Gather all lines in the entries that include the word "components".

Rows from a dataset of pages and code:
********************
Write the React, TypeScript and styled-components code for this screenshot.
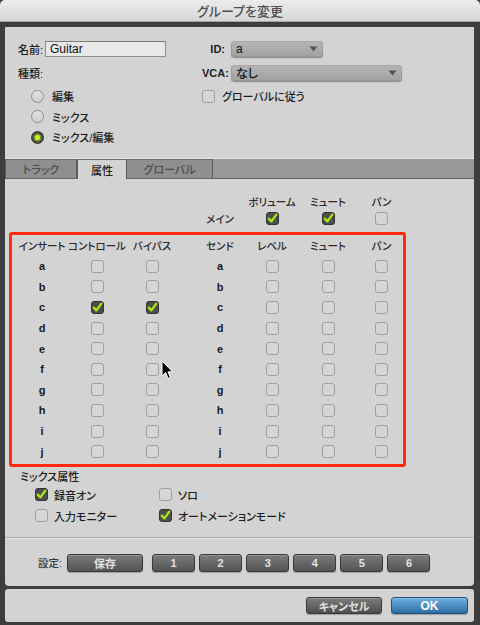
import React from 'react';
import styled, { createGlobalStyle } from 'styled-components';

const GlobalStyle = createGlobalStyle`
  html, body { margin: 0; padding: 0; background: #3c3c3c; }
  body {
    font-family: "Liberation Sans", "Noto Sans CJK JP", sans-serif;
    font-feature-settings: "palt";
    -webkit-font-smoothing: antialiased;
  }
  #root { width: 480px; height: 625px; }
  * { box-sizing: border-box; }
`;

const Window = styled.div`
  width: 480px;
  height: 625px;
  display: flex;
  flex-direction: column;
  background: #3d3d3d;
  overflow: hidden;
`;

const TitleBar = styled.div`
  flex: none;
  height: 22px;
  display: flex;
  align-items: center;
  justify-content: center;
  background: linear-gradient(#ececec, #d6d6d6);
  border-bottom: 1px solid #a5a5a5;
  border-radius: 5px 5px 0 0;
  font-family: "Noto Sans CJK JP", sans-serif;
  font-size: 13px;
  font-weight: 500;
  color: #4e4e4e;
`;

const Body = styled.div`
  flex: 1;
  display: flex;
  flex-direction: column;
  gap: 3px;
  padding: 5px 6px 3px 5px;
`;

const MainPanel = styled.div`
  position: relative;
  height: 559px;
  flex: none;
  display: flex;
  flex-direction: column;
  background: #d3d3d3;
  border-radius: 0 0 4px 4px;
`;

const TopSection = styled.div`
  display: grid;
  grid-template-columns: 184px 1fr;
  height: 131px;
  padding: 14px 0 0 13px;
`;

const Column = styled.div`
  display: flex;
  flex-direction: column;
`;

const FormRow = styled.div<{ $h: number; $mt?: number }>`
  display: flex;
  align-items: center;
  height: ${p => p.$h}px;
  margin-top: ${p => p.$mt ?? 0}px;
`;

const Label = styled.span<{ $w?: number; $right?: boolean }>`
  font-size: 11px;
  font-weight: 500;
  color: #1e1e1e;
  white-space: nowrap;
  ${p => (p.$w ? `width: ${p.$w}px; flex: none;` : '')}
  ${p => (p.$right ? 'text-align: right;' : '')}
`;

const BoldLabel = styled(Label)`
  font-weight: bold;
`;

const TextInput = styled.div`
  width: 121px;
  height: 16px;
  margin-left: 5px;
  background: #e8e8e8;
  border: 1px solid #8d8d8d;
  border-top-color: #7a7a7a;
  padding-left: 4px;
  display: flex;
  align-items: center;
  font-size: 12px;
  color: #111;
`;

const Select = styled.div<{ $w: number }>`
  width: ${p => p.$w}px;
  height: 16px;
  margin-left: 6px;
  border-radius: 3px;
  background: linear-gradient(#b6b6b6, #a1a1a1);
  box-shadow: 0 1px 1px rgba(0, 0, 0, 0.35), inset 0 0 0 1px rgba(0, 0, 0, 0.08);
  display: flex;
  align-items: center;
  justify-content: space-between;
  padding: 0 5px 0 5px;
  font-size: 12px;
  font-weight: 500;
  color: #111;
`;

const RadioList = styled.div`
  display: flex;
  flex-direction: column;
  margin-top: 6px;
  padding-left: 13px;
`;

const RadioRow = styled.div`
  display: flex;
  align-items: center;
  gap: 8px;
  height: 20.5px;
`;

const RadioCircle = styled.span<{ $on?: boolean }>`
  width: 13px;
  height: 13px;
  border-radius: 50%;
  flex: none;
  display: flex;
  align-items: center;
  justify-content: center;
  border: 1px solid ${p => (p.$on ? '#2e2e2e' : '#8e8e8e')};
  background: ${p => (p.$on ? 'radial-gradient(#5a5a5a, #3a3a3a)' : 'linear-gradient(#e2e2e2, #cfcfcf)')};
  &::after {
    content: '';
    display: ${p => (p.$on ? 'block' : 'none')};
    width: 5px;
    height: 5px;
    border-radius: 50%;
    background: #c2f51a;
    box-shadow: 0 0 2px 1px rgba(170, 240, 20, 0.7);
  }
`;

const CheckRow = styled.div`
  display: flex;
  align-items: center;
  gap: 7px;
  height: 20.5px;
  margin-top: 6px;
`;

const Box = styled.span<{ $on?: boolean }>`
  width: 13px;
  height: 13px;
  flex: none;
  border-radius: 3px;
  display: inline-flex;
  align-items: center;
  justify-content: center;
  border: 1.5px solid ${p => (p.$on ? '#333' : '#a0a0a0')};
  background: ${p => (p.$on ? '#4d4d4d' : '#d6d6d6')};
  overflow: visible;
`;

const TabBar = styled.div`
  display: flex;
  height: 21px;
  flex: none;
  background: #999;
  border-top: 1px solid #e6e6e6;
  border-bottom: 1px solid #666;
`;

const Tab = styled.div<{ $active?: boolean; $w: number }>`
  width: ${p => p.$w}px;
  display: flex;
  align-items: center;
  justify-content: center;
  font-size: 11px;
  font-weight: 500;
  color: ${p => (p.$active ? '#1e1e1e' : '#4c4c4c')};
  background: ${p => (p.$active ? '#d3d3d3' : '#8f8f8f')};
  border-top: 1px solid #6a6a6a;
  border-left: ${p => (p.$active ? '1px solid #5c5c5c' : 'none')};
  border-right: 1px solid #5c5c5c;
  margin-bottom: ${p => (p.$active ? '-1px' : '0')};
  &:first-child { border-left: 1px solid #5c5c5c; }
`;

const TabContent = styled.div`
  flex: 1;
  display: flex;
  flex-direction: column;
  padding: 15px 4px 0 4px;
`;

const Grid = styled.div<{ $cols: string; $head: number; $row: number }>`
  display: grid;
  grid-template-columns: ${p => p.$cols};
  grid-template-rows: ${p => p.$head}px;
  grid-auto-rows: ${p => p.$row}px;
`;

const MainGrid = styled(Grid)`
  margin-left: 183px;
`;

const Cell = styled.div<{ $bold?: boolean }>`
  display: flex;
  align-items: center;
  justify-content: center;
  white-space: nowrap;
  font-size: ${p => (p.$bold ? 11 : 10.5)}px;
  font-weight: ${p => (p.$bold ? 'bold' : 500)};
  color: ${p => (p.$bold ? '#1a1a1a' : '#2a2a2a')};
`;

const RedBox = styled.div`
  margin-top: 3px;
  width: 397px;
  border: 3px solid #fd2a0c;
  border-radius: 3px;
  padding-bottom: 2px;
  display: flex;
  gap: 10px;
`;

const SectionTitle = styled.div`
  margin-top: 3px;
  padding-left: 11px;
  height: 14px;
  line-height: 14px;
  font-size: 11px;
  font-weight: 500;
  color: #1e1e1e;
`;

const OptionGrid = styled.div`
  display: grid;
  grid-template-columns: 124px auto;
  grid-auto-rows: 21px;
  margin-top: 0.5px;
  padding-left: 25.5px;
`;

const Option = styled.div`
  display: flex;
  align-items: center;
  gap: 6.5px;
  font-size: 11px;
  font-weight: 500;
  color: #1e1e1e;
`;

const Separator = styled.div`
  height: 2px;
  flex: none;
  border-top: 1px solid #b2b2b2;
  border-bottom: 1px solid #e4e4e4;
`;

const SettingsRow = styled.div`
  height: 47px;
  flex: none;
  display: flex;
  align-items: center;
  padding-left: 33px;
`;

const SettingsLabel = styled.span`
  width: 29px;
  flex: none;
  font-size: 10.5px;
  font-weight: 500;
  color: #3a3a3a;
  white-space: nowrap;
`;

const DarkButton = styled.div<{ $w: number }>`
  width: ${p => p.$w}px;
  height: 18px;
  flex: none;
  border-radius: 3px;
  display: flex;
  align-items: center;
  justify-content: center;
  background: linear-gradient(#7c7c7c, #535353);
  border: 1px solid #3a3a3a;
  box-shadow: inset 0 1px 0 rgba(255, 255, 255, 0.18), 0 1px 1px rgba(0, 0, 0, 0.25);
  font-size: 11px;
  font-weight: bold;
  color: #e2e2e2;
`;

const ButtonGroup = styled.div`
  display: flex;
  gap: 4.1px;
  margin-left: 9px;
`;

const Footer = styled.div`
  height: 33px;
  flex: none;
  background: #d3d3d3;
  border-radius: 3px;
  display: flex;
  justify-content: flex-end;
  align-items: flex-start;
  gap: 9px;
  padding: 8px 6px 0 0;
`;

const FooterButton = styled.div<{ $primary?: boolean; $w: number }>`
  width: ${p => p.$w}px;
  height: 17px;
  border-radius: 3px;
  display: flex;
  align-items: center;
  justify-content: center;
  font-size: ${p => (p.$primary ? 12 : 11)}px;
  font-weight: bold;
  color: ${p => (p.$primary ? '#fff' : '#e0e0e0')};
  background: ${p => (p.$primary ? 'linear-gradient(#6fb0e0, #2f6ea6)' : 'linear-gradient(#7c7c7c, #4f4f4f)')};
  border: 1px solid ${p => (p.$primary ? '#23527f' : '#383838')};
  box-shadow: inset 0 1px 0 rgba(255, 255, 255, 0.2), 0 1px 1px rgba(0, 0, 0, 0.25);
`;

const Cursor = styled.svg`
  position: absolute;
  left: 156px;
  top: 333px;
`;

const Arrow = () => (
  <svg width="9" height="6" viewBox="0 0 9 6">
    <path d="M0.5 0.5 L8.5 0.5 L4.5 5.5 Z" fill="#555" />
  </svg>
);

const Check = ({ on }: { on?: boolean }) => (
  <Box $on={on}>
    {on && (
      <svg width="11" height="11" viewBox="0 0 11 11" style={{ overflow: 'visible' }}>
        <path d="M1.8 5.6 L4.4 8.4 L9.3 1.6" fill="none" stroke="#a8ea10" strokeWidth="2.3" strokeLinecap="round" strokeLinejoin="round" />
      </svg>
    )}
  </Box>
);

const letters = ['a', 'b', 'c', 'd', 'e', 'f', 'g', 'h', 'i', 'j'];
const INSERT_COLS = '60px 50px 60px';
const SEND_COLS = '56px 48px 64px 43px';

export default function App() {
  return (
    <>
      <GlobalStyle />
      <Window>
        <TitleBar>グループを変更</TitleBar>
        <Body>
          <MainPanel>
            <TopSection>
              <Column>
                <FormRow $h={16}>
                  <Label $w={22}>名前:</Label>
                  <TextInput>Guitar</TextInput>
                </FormRow>
                <FormRow $h={15} $mt={8}>
                  <Label>種類:</Label>
                </FormRow>
                <RadioList>
                  <RadioRow><RadioCircle /><Label>編集</Label></RadioRow>
                  <RadioRow><RadioCircle /><Label>ミックス</Label></RadioRow>
                  <RadioRow><RadioCircle $on /><Label>ミックス/編集</Label></RadioRow>
                </RadioList>
              </Column>
              <Column>
                <FormRow $h={16}>
                  <BoldLabel $w={23} $right>ID:</BoldLabel>
                  <Select $w={92}>a<Arrow /></Select>
                </FormRow>
                <FormRow $h={15} $mt={8}>
                  <BoldLabel $w={23} $right>VCA:</BoldLabel>
                  <Select $w={171}>なし<Arrow /></Select>
                </FormRow>
                <CheckRow>
                  <Check />
                  <Label>グローバルに従う</Label>
                </CheckRow>
              </Column>
            </TopSection>

            <TabBar>
              <Tab $w={72}>トラック</Tab>
              <Tab $w={50} $active>属性</Tab>
              <Tab $w={86}>グローバル</Tab>
            </TabBar>

            <TabContent>
              <MainGrid $cols={SEND_COLS} $head={14} $row={21}>
                <Cell />
                <Cell>ボリューム</Cell>
                <Cell>ミュート</Cell>
                <Cell>パン</Cell>
                <Cell>メイン</Cell>
                <Cell><Check on /></Cell>
                <Cell><Check on /></Cell>
                <Cell><Check /></Cell>
              </MainGrid>

              <RedBox>
                <Grid $cols={INSERT_COLS} $head={21} $row={20.6}>
                  <Cell>インサート</Cell>
                  <Cell>コントロール</Cell>
                  <Cell>バイパス</Cell>
                  {letters.map(l => (
                    <React.Fragment key={l}>
                      <Cell $bold>{l}</Cell>
                      <Cell><Check on={l === 'c'} /></Cell>
                      <Cell><Check on={l === 'c'} /></Cell>
                    </React.Fragment>
                  ))}
                </Grid>
                <Grid $cols={SEND_COLS} $head={21} $row={20.6}>
                  <Cell>センド</Cell>
                  <Cell>レベル</Cell>
                  <Cell>ミュート</Cell>
                  <Cell>パン</Cell>
                  {letters.map(l => (
                    <React.Fragment key={l}>
                      <Cell $bold>{l}</Cell>
                      <Cell><Check /></Cell>
                      <Cell><Check /></Cell>
                      <Cell><Check /></Cell>
                    </React.Fragment>
                  ))}
                </Grid>
              </RedBox>

              <SectionTitle>ミックス属性</SectionTitle>
              <OptionGrid>
                <Option><Check on />録音オン</Option>
                <Option><Check />ソロ</Option>
                <Option><Check />入力モニター</Option>
                <Option><Check on />オートメーションモード</Option>
              </OptionGrid>
            </TabContent>

            <Separator />

            <SettingsRow>
              <SettingsLabel>設定:</SettingsLabel>
              <DarkButton $w={76}>保存</DarkButton>
              <ButtonGroup>
                {[1, 2, 3, 4, 5, 6].map(n => (
                  <DarkButton key={n} $w={43}>{n}</DarkButton>
                ))}
              </ButtonGroup>
            </SettingsRow>

            <Cursor width="13" height="20" viewBox="0 0 13 20">
              <path d="M1 1 L1 16 L4.6 12.6 L7.2 18.4 L9.4 17.4 L6.9 11.8 L11.6 11.8 Z" fill="#000" stroke="#fff" strokeWidth="1" strokeLinejoin="round" />
            </Cursor>
          </MainPanel>

          <Footer>
            <FooterButton $w={76}>キャンセル</FooterButton>
            <FooterButton $w={77} $primary>OK</FooterButton>
          </Footer>
        </Body>
      </Window>
    </>
  );
}
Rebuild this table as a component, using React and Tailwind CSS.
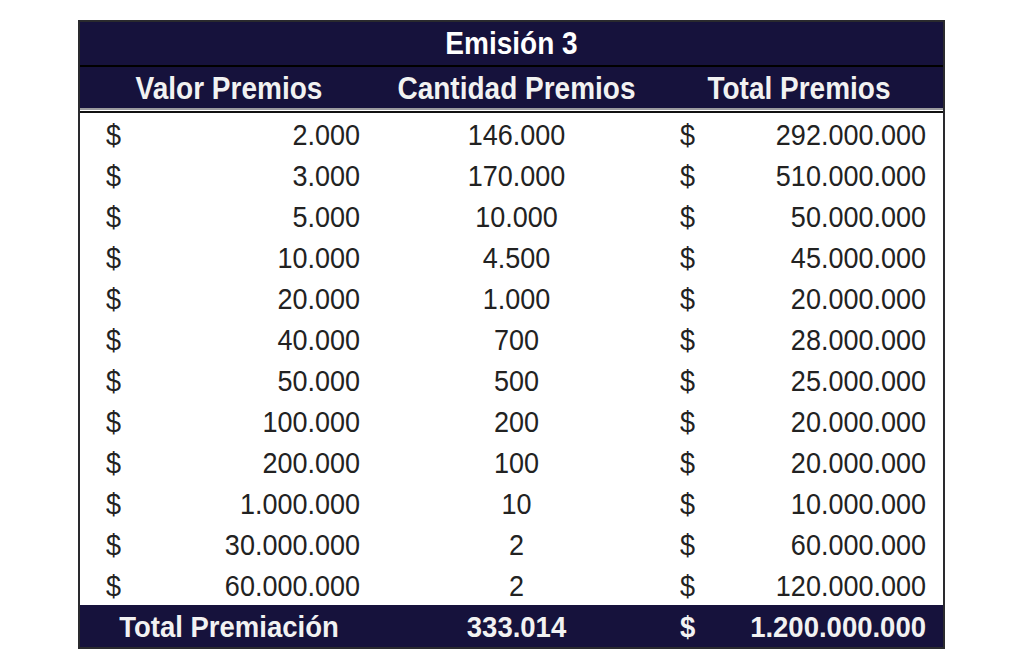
import React from "react";

const rows = [
  ["2.000", "146.000", "292.000.000"],
  ["3.000", "170.000", "510.000.000"],
  ["5.000", "10.000", "50.000.000"],
  ["10.000", "4.500", "45.000.000"],
  ["20.000", "1.000", "20.000.000"],
  ["40.000", "700", "28.000.000"],
  ["50.000", "500", "25.000.000"],
  ["100.000", "200", "20.000.000"],
  ["200.000", "100", "20.000.000"],
  ["1.000.000", "10", "10.000.000"],
  ["30.000.000", "2", "60.000.000"],
  ["60.000.000", "2", "120.000.000"],
];

const font = { fontFamily: '"Liberation Sans", Arial, sans-serif' };

function T({ children }) {
  return <span className="inline-block scale-y-110">{children}</span>;
}

export default function App() {
  return (
    <div className="w-full h-[669px] bg-white pt-[20px] pl-[78px]" style={font}>
      <div className="w-[867px] border-2 border-[#2a2a2e] flex flex-col">
        <div className="h-[43px] bg-[#16123c] flex items-center justify-center text-white font-bold text-[28px] leading-none">
          <T>Emisión 3</T>
        </div>
        <div className="h-[2px] bg-black" />
        <div className="h-[41px] pt-[3px] bg-[#16123c] grid grid-cols-[298px_277px_1fr] items-center text-[#f2f2f2] font-bold text-[28px] leading-none">
          <div className="text-center"><T>Valor Premios</T></div>
          <div className="text-center"><T>Cantidad Premios</T></div>
          <div className="text-center"><T>Total Premios</T></div>
        </div>
        <div className="h-[2px] bg-[#9a9a9e]" />
        <div className="h-[1px] bg-white" />
        <div className="h-[2px] bg-[#111]" />
        <div className="flex flex-col bg-white text-[#222] text-[27px] leading-none">
          {rows.map((r, i) => (
            <div key={i} className="h-[41px] pt-[4px] grid grid-cols-[298px_277px_1fr] items-center">
              <div className="flex justify-between pl-[26px] pr-[18px]">
                <T>$</T>
                <T>{r[0]}</T>
              </div>
              <div className="text-center"><T>{r[1]}</T></div>
              <div className="flex justify-between pl-[25px] pr-[17px]">
                <T>$</T>
                <T>{r[2]}</T>
              </div>
            </div>
          ))}
        </div>
        <div className="h-[42px] pt-[2px] bg-[#16123c] grid grid-cols-[298px_277px_1fr] items-center text-[#f2f2f2] font-bold text-[27.5px] leading-none">
          <div className="text-center"><T>Total Premiación</T></div>
          <div className="text-center"><T>333.014</T></div>
          <div className="flex justify-between pl-[25px] pr-[17px]">
            <T>$</T>
            <T>1.200.000.000</T>
          </div>
        </div>
      </div>
    </div>
  );
}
********************
**Result of this task**
Write the React, TypeScript and styled-components code for this screenshot.
import styled, { createGlobalStyle } from 'styled-components';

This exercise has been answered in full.